- **What to produce**: Give back exactly the lines from the beginning of the listing below to the line holding "const tickFont = 'DejaVu Sans, sans-serif'", both ends included; the pictures stay out.
##########
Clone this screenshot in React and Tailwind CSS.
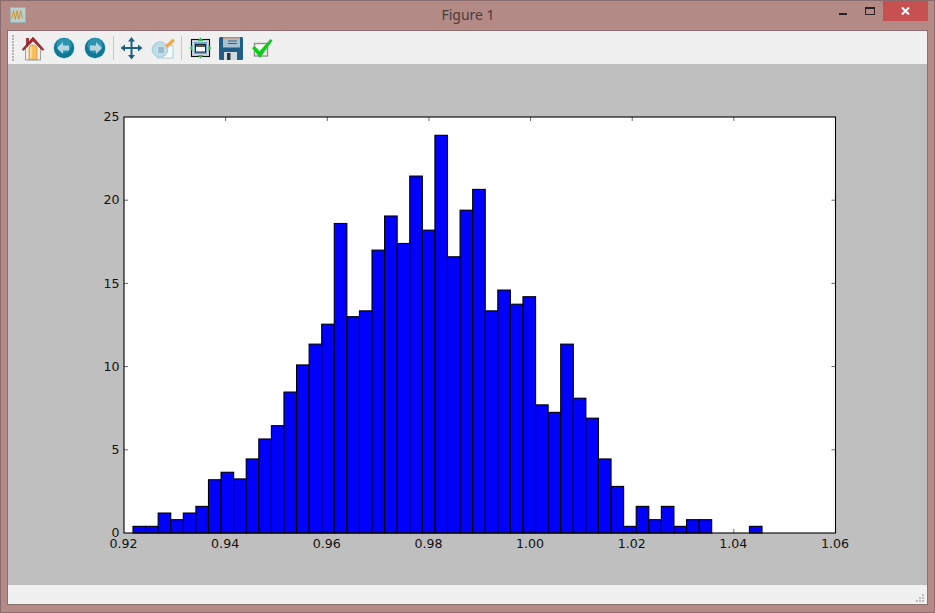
const bins = [
  0.4, 0.4, 1.2, 0.8, 1.2, 1.6, 3.2, 3.65, 3.25, 4.45,
  5.65, 6.45, 8.47, 10.1, 11.35, 12.55, 18.6, 13, 13.35, 17,
  19.05, 17.4, 21.45, 18.2, 23.9, 16.6, 19.4, 20.65, 13.35, 14.6,
  13.75, 14.2, 7.7, 7.25, 11.35, 8.1, 6.9, 4.45, 2.8, 0.4,
  1.6, 0.8, 1.6, 0.4, 0.8, 0.8, 0, 0, 0, 0.4,
]
const xTicks = ['0.92', '0.94', '0.96', '0.98', '1.00', '1.02', '1.04', '1.06']
const yTicks = ['0', '5', '10', '15', '20', '25']

const LEFT = 124, RIGHT = 835.5, TOP = 117, BOTTOM = 533
const BAR_START = 133, BAR_W = 12.58
const tickFont = 'DejaVu Sans, sans-serif'

function Chart() {
  const xStep = (RIGHT - LEFT) / 7
  const yStep = (BOTTOM - TOP) / 5
  return (
    <svg className="block w-[919px] h-[521px]" viewBox="8 64 919 521">
      <rect x={LEFT} y={TOP} width={RIGHT - LEFT} height={BOTTOM - TOP} fill="#fff" />
      {bins.map((v, i) => v > 0 && (
        <rect
          key={i}
          x={BAR_START + i * BAR_W}
          y={BOTTOM - v * 16.64}
          width={BAR_W}
          height={v * 16.64}
          fill="#0000ff"
          stroke="#000"
          strokeWidth="1.1"
        />
      ))}
      {xTicks.map((t, i) => {
        const x = LEFT + i * xStep
        return (
          <g key={t}>
            {i > 0 && i < 7 && <path d={`M${x} ${BOTTOM}v-4M${x} ${TOP}v4`} stroke="#000" strokeWidth="0.6" />}
            <text x={x - 0.5} y="548" textAnchor="middle" fontSize="12.6" fill="#111" fontFamily={tickFont}>{t}</text>
          </g>
        )
      })}
      {yTicks.map((t, i) => {
        const y = BOTTOM - i * yStep
        return (
          <g key={t}>
            {i > 0 && i < 5 && <path d={`M${LEFT} ${y}h4M${RIGHT} ${y}h-4`} stroke="#000" strokeWidth="0.6" />}
            <text x="119.500" y={y + 4.2} textAnchor="end" fontSize="12.6" fill="#111" fontFamily={tickFont}>{t}</text>
          </g>
        )
      })}
      <rect x={LEFT} y={TOP} width={RIGHT - LEFT} height={BOTTOM - TOP} fill="none" stroke="#000" strokeWidth="1.1" />
    </svg>
  )
}

function Icon({ children }) {
  return <svg className="w-7 h-7 shrink-0" viewBox="0 0 28 28">{children}</svg>
}

function HomeIcon() {
  return (
    <Icon>
      <path d="M6.500 13 14 6l7.500 7v13h-15z" fill="#f1efe8" stroke="#8a8a8a" strokeWidth="0.8" />
      <path d="M10 25.500V15c0-2.500 1.500-4 4-4s4 1.500 4 4v10.500z" fill="#f8bd62" stroke="#c98a30" strokeWidth="0.7" />
      <path d="M11 24.500V15c0-1.500 1-2.500 2-3v12.500z" fill="#fbd994" />
      <path d="M7 4h3v5l-3 3z" fill="#a8363f" />
      <path d="M3 15.500 14 3l11 12.500-1.500 1L14 7 4.500 16.500z" fill="#a32a35" stroke="#7d1f28" strokeWidth="0.5" />
    </Icon>
  )
}

function ArrowIcon({ flip }) {
  return (
    <Icon>
      <circle cx="14" cy="14" r="11" fill="#d8e9f1" />
      <circle cx="14" cy="14" r="10.200" fill="#0f7896" />
      <circle cx="14" cy="11.500" r="7.500" fill="#3a9fb9" opacity="0.75" />
      <path d={flip ? 'M15 8l6 6-6 6v-3.500H9v-5h6z' : 'M13 8l-6 6 6 6v-3.500h6v-5h-6z'} fill="#b4d6e2" />
    </Icon>
  )
}

function PanIcon() {
  return (
    <Icon>
      <path
        d="M14.500 3l3.500 4.500h-2.500v5.500h5.500v-2.500l4.500 3.500-4.500 3.500V15h-5.500v6h2.500l-3.500 4.500-3.500-4.500h2.500v-6H8v2.500L3.500 14 8 10.500V13h5.500V7.500H11z"
        fill="#1d6082"
      />
    </Icon>
  )
}

function SubplotsIcon() {
  return (
    <Icon>
      <rect x="8.500" y="11.500" width="15.500" height="12.500" fill="#f6fafb" stroke="#a6d0dc" />
      <circle cx="11" cy="15.500" r="7.800" fill="#bcdbe6" stroke="#a3cbd8" opacity="0.95" />
      <rect x="8" y="12.500" width="7.500" height="7" fill="#d6e8ef" />
      <path d="M9 14h6M9 16h6M9 18h6" stroke="#5f8ea3" strokeWidth="1" />
      <path d="M16 11.500 24 4.500l2 2.500-7.500 7z" fill="#f0a94f" />
    </Icon>
  )
}

function ZoomRectIcon() {
  return (
    <Icon>
      <rect x="5.500" y="5.500" width="18" height="17" fill="#cfd8dc" stroke="#111" strokeWidth="1.100" />
      <rect x="8" y="8" width="13" height="12" fill="#6fa6d8" />
      <rect x="9.500" y="10.500" width="10" height="7.500" fill="#f7f7f7" stroke="#222" />
      <path d="M9.500 12h10" stroke="#222" strokeWidth="1.500" />
      <path d="M14.500 3.500l3 3.500h-6zM14.500 24.500l-3-3.500h6zM3.500 14l3-3v6zM25.500 14l-3 3v-6z" fill="#39b54a" />
    </Icon>
  )
}

function SaveIcon() {
  return (
    <Icon>
      <path d="M2 4.500Q2 3 3.500 3h21Q26 3 26 4.500v20q0 1.500-1.500 1.500h-21Q2 26 2 24.500z" fill="#1f5f86" />
      <rect x="6" y="3" width="17" height="10.500" fill="#a9c0d0" />
      <rect x="6" y="3" width="17" height="1.500" fill="#d9814f" />
      <path d="M11 7h9M11 9.500h9" stroke="#3d6580" strokeWidth="1" />
      <rect x="7" y="18" width="13" height="8" fill="#d2dade" />
      <rect x="10" y="19" width="3.500" height="7" fill="#24384a" />
    </Icon>
  )
}

function CheckIcon() {
  return (
    <Icon>
      <rect x="6.500" y="9.500" width="13" height="12.500" fill="#f8f8f8" stroke="#8f8f8f" strokeWidth="1.400" />
      <path d="M4 14l3-1.800 4.500 5L22.500 5l2 1.500L12 24z" fill="#0fcc1c" />
    </Icon>
  )
}

function Separator({ className = '' }) {
  return <div className={`w-px h-6 mt-[2px] shrink-0 bg-[#c8c8c8] ${className}`} />
}

function ToolbarGrip() {
  return (
    <svg className="w-[3px] h-[26px] mt-px shrink-0" viewBox="0 0 3 26" fill="#b4b4b4">
      {[0, 3, 6, 9, 12, 15, 18, 21, 24].map(y => <rect key={y} x="0" y={y} width="2" height="2" />)}
    </svg>
  )
}

function SizeGrip() {
  return (
    <svg className="w-2 h-2 mr-[3px] mb-[2px]" viewBox="0 0 8 8" fill="#bdbdbd">
      <rect x="6" y="0" width="2" height="2" />
      <rect x="3" y="3" width="2" height="2" />
      <rect x="6" y="3" width="2" height="2" />
      <rect x="0" y="6" width="2" height="2" />
      <rect x="3" y="6" width="2" height="2" />
      <rect x="6" y="6" width="2" height="2" />
    </svg>
  )
}

export default function App() {
  return (
    <div className="w-[935px] h-[613px] flex flex-col bg-[#b48a87] border border-[#8b6b6b] font-['Noto_Sans',sans-serif]">
      {/* Title bar */}
      <div className="h-[29px] flex items-start shrink-0">
        <div className="w-[16px] h-[16px] ml-[9px] mt-[6px] bg-[#b9cfd2] border border-[#9fb0b2]">
          <svg viewBox="0 0 16 16" className="w-full h-full">
            <path d="M1 12 3 3l2 10 2-10 2 10 2-10 2 9" fill="none" stroke="#d68a12" strokeWidth="1" />
          </svg>
        </div>
        <div className="flex-1 text-center text-[14px] leading-[28px] text-[#4b3c3c] pl-[71px]">Figure 1</div>
        <div className="w-2 h-[2px] mt-[12px] bg-[#2c2222] mr-[18px]" />
        <div className="w-[10px] h-[8px] mt-[6px] border border-[#2c2222] border-t-2 mr-[8px]" />
        <div className="w-[45px] h-[20px] mr-[6px] bg-[#c75050] flex items-center justify-center">
          <svg viewBox="0 0 9 8" className="w-[9px] h-[8px]">
            <path d="M1 0.500 8 7.500M8 0.500 1 7.500" stroke="#fff" strokeWidth="2" />
          </svg>
        </div>
      </div>

      {/* Client area */}
      <div className="mx-[6px] flex-1 flex flex-col border border-[#8f7070] min-h-0">
        <div className="h-[33px] shrink-0 bg-[#f0f0f0] flex items-start pl-[4px] pt-[3px]">
          <ToolbarGrip />
          <div className="ml-1"><HomeIcon /></div>
          <div className="ml-[3px]"><ArrowIcon /></div>
          <div className="ml-[3px]"><ArrowIcon flip /></div>
          <Separator className="ml-1" />
          <div className="ml-[3px]"><PanIcon /></div>
          <div className="ml-1"><SubplotsIcon /></div>
          <Separator className="ml-1" />
          <div className="ml-1"><ZoomRectIcon /></div>
          <div className="ml-[3px]"><SaveIcon /></div>
          <div className="ml-[3px]"><CheckIcon /></div>
        </div>
        <div className="h-[521px] shrink-0 bg-[#bfbfbf]">
          <Chart />
        </div>
        <div className="flex-1 bg-[#f0f0f0] flex items-end justify-end">
          <SizeGrip />
        </div>
      </div>
      <div className="h-[7px] shrink-0" />
    </div>
  )
}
##########
- **Finished exercise**:
Clone this screenshot in React and Tailwind CSS.
const bins = [
  0.4, 0.4, 1.2, 0.8, 1.2, 1.6, 3.2, 3.65, 3.25, 4.45,
  5.65, 6.45, 8.47, 10.1, 11.35, 12.55, 18.6, 13, 13.35, 17,
  19.05, 17.4, 21.45, 18.2, 23.9, 16.6, 19.4, 20.65, 13.35, 14.6,
  13.75, 14.2, 7.7, 7.25, 11.35, 8.1, 6.9, 4.45, 2.8, 0.4,
  1.6, 0.8, 1.6, 0.4, 0.8, 0.8, 0, 0, 0, 0.4,
]
const xTicks = ['0.92', '0.94', '0.96', '0.98', '1.00', '1.02', '1.04', '1.06']
const yTicks = ['0', '5', '10', '15', '20', '25']

const LEFT = 124, RIGHT = 835.5, TOP = 117, BOTTOM = 533
const BAR_START = 133, BAR_W = 12.58
const tickFont = 'DejaVu Sans, sans-serif'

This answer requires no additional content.